Bob Dylan's late period trilogy
Time Out of Mind, Love and Theft and the third one which I cant even remember. He lazily nicks other peoples song, voice shot to shit and "Highlands" Say no more!
Overated
Arcade Fire. They're Echo and the Bunnymen without the tunes.
Keep the Car Running? I wish they would, preferably in an enclosed space lacking adequate ventilation.
Seconded.
Strum everything, including some unusual instruments that might not even be designed to be strummed, as fast and loud as possible and shout some lyrics.
I don't get it either.
Another vote for.......
REM - Haven't released anything worthy of the hype and newsprint since Green. Automatic for the People is horribly overrated.

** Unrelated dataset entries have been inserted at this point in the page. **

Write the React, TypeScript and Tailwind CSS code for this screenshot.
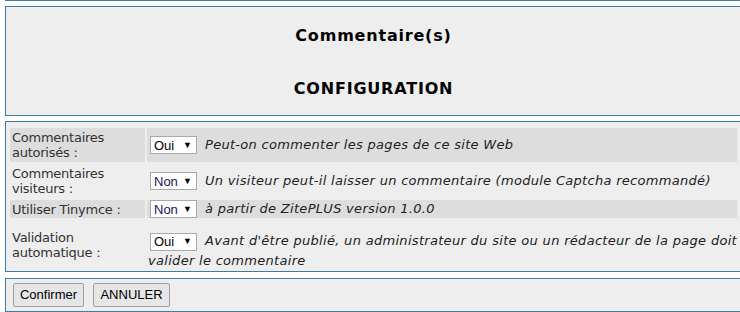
import React from "react";

const Select = ({ value, purple, extra }: { value: string; purple?: boolean; extra?: string }) => (
  <span
    className={`inline-flex items-center align-middle not-italic tracking-normal h-[18px] w-[47px] mr-[8px] border border-[#a9a9a9] bg-white pl-[3px] pr-[4px] font-['Liberation_Sans',Arial,sans-serif] text-[13px] leading-none ${extra ?? ""}`}
  >
    <span className={purple ? "text-[#1d1260]" : "text-black"}>{value}</span>
    <span className="ml-auto text-[9px] text-black">▼</span>
  </span>
);

const rows = [
  {
    label: ["Commentaires", "autorisés :"],
    value: "Oui",
    desc: "Peut-on commenter les pages de ce site Web",
    dark: true,
    h: "h-[34px]",
  },
  {
    label: ["Commentaires", "visiteurs :"],
    value: "Non",
    desc: "Un visiteur peut-il laisser un commentaire (module Captcha recommandé)",
    dark: false,
    h: "h-[34px]",
  },
  {
    label: ["Utiliser Tinymce :"],
    value: "Non",
    desc: "à partir de ZitePLUS version 1.0.0",
    dark: true,
    h: "h-[18px]",
  },
  {
    label: ["Validation", "automatique :"],
    value: "Oui",
    desc: "Avant d'être publié, un administrateur du site ou un rédacteur de la page doit valider le commentaire",
    dark: false,
    h: "h-[50px]",
  },
];

export default function App() {
  return (
    <div className="w-[740px] h-[312px] overflow-hidden bg-white font-['DejaVu_Sans',Verdana,sans-serif] text-[#222]">
      <div className="ml-[5px] w-[737px] h-px bg-[#3d7ca3]" />
      <div className="ml-[5px] mt-[5px] w-[737px] h-[110px] border border-[#3d7ca3] bg-[#eeeeee] flex flex-col items-center">
        <div className="mt-[19px] text-[16px] tracking-[0.8px] font-bold text-black leading-[20px]">Commentaire(s)</div>
        <div className="mt-[33px] text-[16px] tracking-[0.8px] font-bold text-black leading-[20px]">CONFIGURATION</div>
      </div>
      <div className="ml-[5px] mt-[5px] w-[737px] border border-[#3d7ca3] bg-[#eeeeee] px-[4px] pt-[6px] pb-[1px] flex flex-col gap-[2px]">
        {rows.map((r, i) => (
          <div key={i} className={`flex gap-[2px] ${r.h}`}>
            <div
              className={`w-[135px] shrink-0 px-[2px] text-[13px] tracking-[-0.25px] leading-[15px] text-[#333] flex flex-col justify-center ${
                r.dark ? "bg-[#dddddd]" : "bg-[#eeeeee]"
              }`}
            >
              {r.label.map((l, j) => (
                <span key={j}>{l}</span>
              ))}
            </div>
            <div
              className={`flex-1 text-[13px] tracking-[0.3px] italic text-justify flex ${
                r.dark ? "bg-[#dddddd]" : "bg-[#eeeeee]"
              } ${i === 3 ? "items-start pt-[11px] leading-[20px] pl-[1px]" : "items-center leading-[16px] pl-[3px]"}`}
            >
              <div>
                <Select value={r.value} purple={r.value === "Non"} extra={i === 3 ? "ml-[2px]" : ""} />
                {r.desc}
              </div>
            </div>
          </div>
        ))}
      </div>
      <div className="ml-[5px] mt-[6px] w-[737px] h-[34px] border border-[#3d7ca3] bg-[#eeeeee] flex items-start gap-[9px] pl-[7px] pt-[4px]">
        <button className="h-[24px] w-[71px] border border-[#a0a0a0] rounded-[2px] bg-[#e6e6e6] font-['Liberation_Sans',Arial,sans-serif] text-[13px] text-black">
          Confirmer
        </button>
        <button className="h-[24px] w-[77px] border border-[#a0a0a0] rounded-[2px] bg-[#e6e6e6] font-['Liberation_Sans',Arial,sans-serif] text-[13px] text-black">
          ANNULER
        </button>
      </div>
    </div>
  );
}
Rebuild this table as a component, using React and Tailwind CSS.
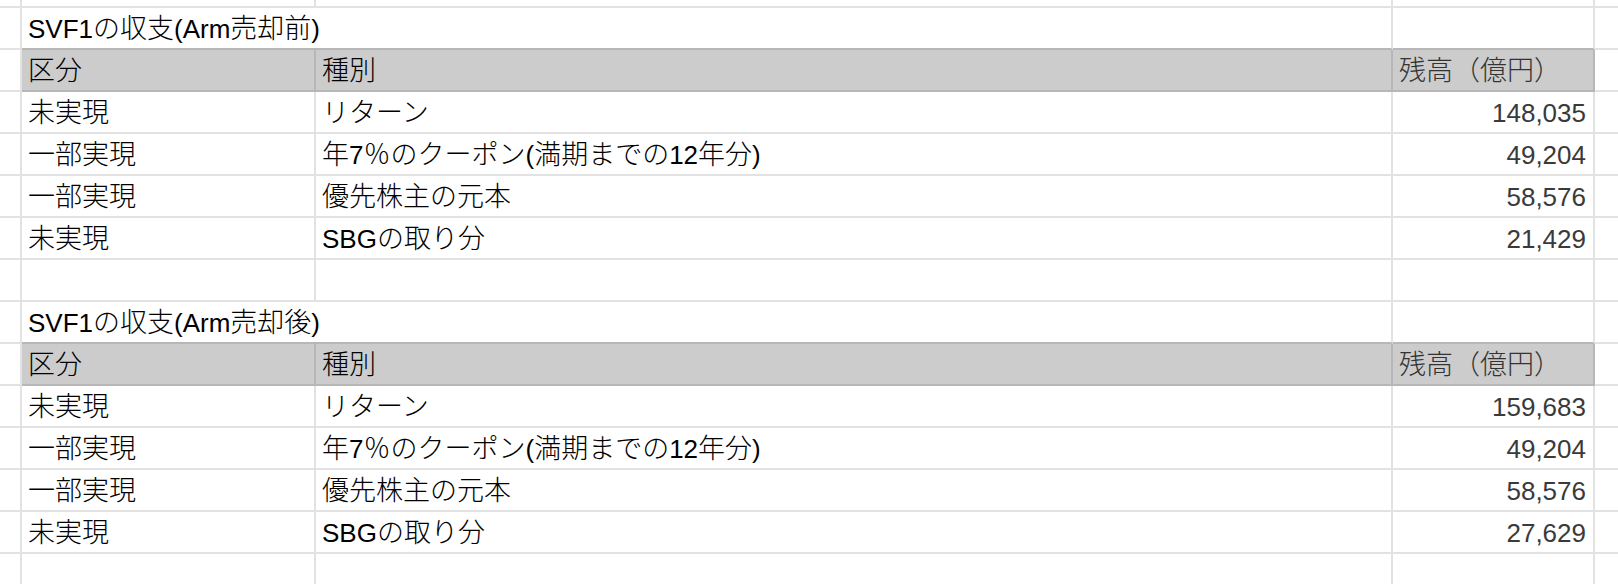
import React from "react";

const font = {
  fontFamily: '"Liberation Sans", Arial, "Noto Sans CJK JP", sans-serif',
};

const tables = [
  {
    title: "SVF1の収支(Arm売却前)",
    rows: [
      ["未実現", "リターン", "148,035"],
      ["一部実現", "年7％のクーポン(満期までの12年分)", "49,204"],
      ["一部実現", "優先株主の元本", "58,576"],
      ["未実現", "SBGの取り分", "21,429"],
    ],
  },
  {
    title: "SVF1の収支(Arm売却後)",
    rows: [
      ["未実現", "リターン", "159,683"],
      ["一部実現", "年7％のクーポン(満期までの12年分)", "49,204"],
      ["一部実現", "優先株主の元本", "58,576"],
      ["未実現", "SBGの取り分", "27,629"],
    ],
  },
];

// the Japanese glyphs in the sheet run a little wider and lighter than the Latin ones
function Jp({ text }) {
  if (!text) return null;
  const parts = text.split(/([\u3000-\u9fff\uff00-\uffef]+)/);
  return parts.map((p, i) =>
    i % 2 === 1 ? (
      <span key={i} className="text-[27px] font-light">
        {p}
      </span>
    ) : (
      p
    )
  );
}

function Cell({ className = "", text }) {
  return (
    <div
      className={
        "flex h-full shrink-0 items-end overflow-visible whitespace-nowrap border-r-2 border-b-2 px-[6px] pb-[4px] leading-[30px] " +
        className
      }
    >
      <span>
        <Jp text={text} />
      </span>
    </div>
  );
}

function BlankRow({ h = "h-[42px]" }) {
  return (
    <div className={"flex " + h}>
      <Cell className="w-[22px] border-[#e2e2e2]" />
      <Cell className="w-[294px] border-[#e2e2e2]" />
      <Cell className="w-[1077px] border-[#e2e2e2]" />
      <Cell className="w-[202px] border-[#e2e2e2]" />
      <div className="h-full flex-1 border-b-2 border-[#e2e2e2]" />
    </div>
  );
}

function TitleRow({ title }) {
  return (
    <div className="flex h-[42px]">
      <Cell className="w-[22px] border-[#e2e2e2]" />
      <Cell className="w-[1371px] border-r-[#e2e2e2] border-b-[#b7b7b7]" text={title} />
      <Cell className="w-[202px] border-r-[#e2e2e2] border-b-[#b7b7b7]" />
      <div className="h-full flex-1 border-b-2 border-[#e2e2e2]" />
    </div>
  );
}

function HeaderRow() {
  return (
    <div className="flex h-[42px]">
      <Cell className="w-[22px] border-[#e2e2e2]" />
      <Cell className="w-[294px] border-[#b7b7b7] bg-[#cccccc]" text="区分" />
      <Cell className="w-[1077px] border-[#b7b7b7] bg-[#cccccc]" text="種別" />
      <Cell className="w-[202px] border-[#b7b7b7] bg-[#cccccc] text-[#333333]" text="残高（億円）" />
      <div className="h-full flex-1 border-b-2 border-[#e2e2e2]" />
    </div>
  );
}

function DataRow({ row }) {
  return (
    <div className="flex h-[42px]">
      <Cell className="w-[22px] border-[#e2e2e2]" />
      <Cell className="w-[294px] border-[#e2e2e2]" text={row[0]} />
      <Cell className="w-[1077px] border-[#e2e2e2]" text={row[1]} />
      <Cell className="w-[202px] justify-end border-[#e2e2e2] pr-[7px] text-[#3a3a3a]" text={row[2]} />
      <div className="h-full flex-1 border-b-2 border-[#e2e2e2]" />
    </div>
  );
}

export default function App() {
  return (
    <div className="h-[584px] w-[1618px] overflow-hidden bg-white text-[26px] text-black" style={font}>
      <BlankRow h="h-[8px]" />
      {tables.map((t, i) => (
        <div key={i}>
          <TitleRow title={t.title} />
          <HeaderRow />
          {t.rows.map((r, j) => (
            <DataRow key={j} row={r} />
          ))}
          <BlankRow />
        </div>
      ))}
    </div>
  );
}
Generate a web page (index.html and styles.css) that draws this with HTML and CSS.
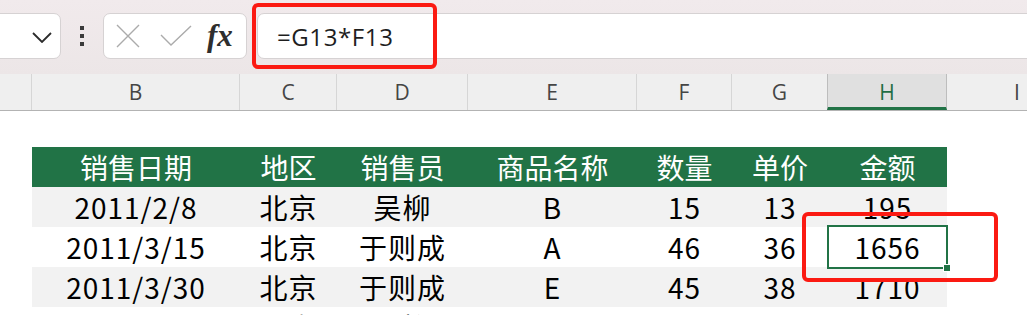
FILE: index.html
```html
<!DOCTYPE html>
<html lang="zh-CN">
    <head>
        <meta charset="UTF-8">
        <title>销售记录</title>
        <link rel="stylesheet" href="styles.css">
    </head>
    <body>
        <div class="formula-bar">
            <div class="name-box">
                <svg class="chevron" width="20" height="11" viewBox="0 0 20 11">
                    <path d="M1 1 L10 10 L19 1" fill="none" stroke="#2b2b2b" stroke-width="1.8"/>
                </svg>
            </div>
            <div class="grip"><span></span><span></span><span></span></div>
            <div class="fx-box">
                <svg width="24" height="24" viewBox="0 0 24 24">
                    <path d="M1 1 L23 23 M23 1 L1 23" stroke="#ababab" stroke-width="1.4" fill="none"/>
                </svg>
                <svg width="32" height="22" viewBox="0 0 32 22">
                    <path d="M1 10 L11 20 L31 1" stroke="#ababab" stroke-width="1.4" fill="none"/>
                </svg>
                <span class="fx">fx</span>
            </div>
            <div class="formula-input">
                <span class="formula">=G13*F13</span>
                <div class="mark mark-formula"></div>
            </div>
        </div>

        <div class="col-heads">
            <div class="corner"></div>
            <div>B</div>
            <div>C</div>
            <div>D</div>
            <div>E</div>
            <div>F</div>
            <div>G</div>
            <div class="selected">H</div>
            <div class="last">I</div>
        </div>

        <div class="sheet">
            <div class="row head">
                <div class="gutter"></div>
                <div>销售日期</div>
                <div>地区</div>
                <div>销售员</div>
                <div>商品名称</div>
                <div>数量</div>
                <div>单价</div>
                <div>金额</div>
            </div>
            <div class="row shade">
                <div class="gutter"></div>
                <div>2011/2/8</div>
                <div>北京</div>
                <div>吴柳</div>
                <div>B</div>
                <div>15</div>
                <div>13</div>
                <div>195</div>
            </div>
            <div class="row">
                <div class="gutter"></div>
                <div>2011/3/15</div>
                <div>北京</div>
                <div>于则成</div>
                <div>A</div>
                <div>46</div>
                <div>36</div>
                <div class="active">1656
                    <div class="cursor"><span class="handle"></span></div>
                    <div class="mark mark-cell"></div>
                </div>
            </div>
            <div class="row shade">
                <div class="gutter"></div>
                <div>2011/3/30</div>
                <div>北京</div>
                <div>于则成</div>
                <div>E</div>
                <div>45</div>
                <div>38</div>
                <div>1710</div>
            </div>
            <div class="row">
                <div class="gutter"></div>
                <div>2011/4/2</div>
                <div>北京</div>
                <div>吴柳</div>
                <div>C</div>
                <div>20</div>
                <div>12</div>
                <div>240</div>
            </div>
        </div>
    </body>
</html>
```

FILE: styles.css
```css
* {
    margin: 0; padding: 0; box-sizing: border-box;
}

html, body {
    width: 100%;
    height: 100%;
    background-color: white;
    overflow: hidden;
    font-family: "Noto Sans CJK SC", sans-serif;
}

/* top bar: name box, grip, buttons, formula input */
.formula-bar {
    height: 74px;
    background: linear-gradient(#f1eaec, #ece6e7);
    display: flex;
    align-items: flex-start;
    padding-top: 13px;
}

.name-box {
    width: 80px;
    height: 46px;
    margin-left: -19px;
    background: white;
    border: 1px solid #d6d2d3;
    border-radius: 7px;
    display: flex;
    align-items: center;
    justify-content: flex-end;
    padding-right: 8px;
    padding-top: 2px;
}

.grip {
    width: 42px;
    height: 46px;
    display: flex;
    flex-direction: column;
    align-items: center;
    justify-content: center;
    gap: 4px;
}

.grip span {
    width: 4px;
    height: 4px;
    background: #3a3a3a;
}

.fx-box {
    width: 144px;
    height: 46px;
    background: white;
    border: 1px solid #d6d2d3;
    border-radius: 7px;
    display: flex;
    align-items: center;
    padding-left: 12px;
    gap: 21px;
}

.fx-box svg:nth-child(2) {
    margin-left: -1px;
}

.fx {
    font-family: "Liberation Serif", serif;
    font-style: italic;
    font-weight: bold;
    font-size: 31px;
    color: #2e2e2e;
    margin-left: -6px;
    letter-spacing: 0;
    line-height: 1;
    padding-bottom: 2px;
}

.formula-input {
    position: relative;
    flex: 1;
    height: 46px;
    margin-left: 10px;
    margin-right: -20px;
    background: white;
    border: 1px solid #d6d2d3;
    border-radius: 7px;
    display: flex;
    align-items: center;
    padding-left: 19px;
}

.formula {
    font-family: "Open Sans", sans-serif;
    font-size: 24px;
    color: #1e1e1e;
    letter-spacing: 0.6px;
}

/* red annotation frames */
.mark {
    position: absolute;
    border: 4px solid #fb1a12;
    border-radius: 6px;
    pointer-events: none;
}

.mark-formula {
    left: -6px;
    top: -11px;
    width: 185px;
    height: 66px;
}

.mark-cell {
    left: -26px;
    top: -15px;
    width: 196px;
    height: 70px;
}

/* column letters */
.col-heads {
    display: grid;
    grid-template-columns: 32px 208px 97px 131px 169px 95px 96px 119px 1fr;
    height: 37px;
    background: #efefef;
    border-bottom: 1px solid #b3b3b3;
    font-family: "Open Sans", sans-serif;
    font-size: 21px;
    color: #454545;
}

.col-heads div {
    display: flex;
    align-items: center;
    justify-content: center;
    border-right: 1px solid #d6d6d6;
}

.col-heads .corner {
    border-right: 1px solid #d6d6d6;
}

.col-heads .selected {
    background: #e0e0e0;
    color: #1f6e44;
    border-left: 1px solid #bdbdbd;
    border-right: 1px solid #bdbdbd;
    border-bottom: 3px solid #217346;
    margin-left: -1px;
    padding-top: 3px;
}

.col-heads .last {
    border-right: none;
    padding-left: 60px;
}

/* worksheet table */
.sheet {
    padding-top: 36px;
}

.row {
    display: grid;
    grid-template-columns: 32px 208px 97px 131px 169px 95px 96px 119px;
    height: 40px;
    font-size: 28px;
    letter-spacing: 1px;
    color: #000;
}

.row div {
    display: flex;
    align-items: center;
    justify-content: center;
}

.row .gutter {
    background: white;
}

.row.head {
    letter-spacing: 0;
}

.row.head div:not(.gutter) {
    background: #217346;
    color: white;
}

.row.shade div:not(.gutter) {
    background: #f2f2f2;
}

.row .active {
    position: relative;
}

.cursor {
    position: absolute;
    left: -1px;
    top: -2px;
    right: -1px;
    bottom: -2px;
    border: 2px solid #217346;
}

.handle {
    position: absolute;
    right: -5px;
    bottom: -5px;
    width: 8px;
    height: 8px;
    background: #217346;
    border: 1px solid white;
}
```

The definition of overrated
would seem to be 'anything I don't like that 'the media' keep foisting upon me'.
On that basis; I'll lay down a marker for:
The Beatles & all offshoots
Van Morrison.
Pink Floyd (post Syd)
Coldplay.
R.E.M. A perfect argument for splitting up before the muse packs up and starts seeing younger bands.
Arcade Fire.
The Clash. Oh God, the Clash.
The Band. Just God-awful country rock? Doing something bad, and badly, before anyone else? Check.
The Verve. Lumpy 'astral' pub rock for the easily seduced.
The Sex Pistols. One half great album. Thanks for that.
Oasis. Still got it? No.
Muse. Never had it.
Eric Clapton. God was always going to be a tricky nickname to live up to.
Clearly, there are no surprises on this list, but that's the point.
And who could forget the most overrated thing of all - my ill considered opinion.
The same predictable targets
ad nauseum. Is that what you are getting at? It can get tiresome.
Just for good measure
What about Arctic Monkeys? Come on, let's all admit it - they're entertaining enough but hardly the messiahs the media has made them out to be.
Oh, and let's stop hero-worshipping Felt. I'll never forgive them for Train Above the City...
Felt
Worst band I have ever seen live (apart from PWEI).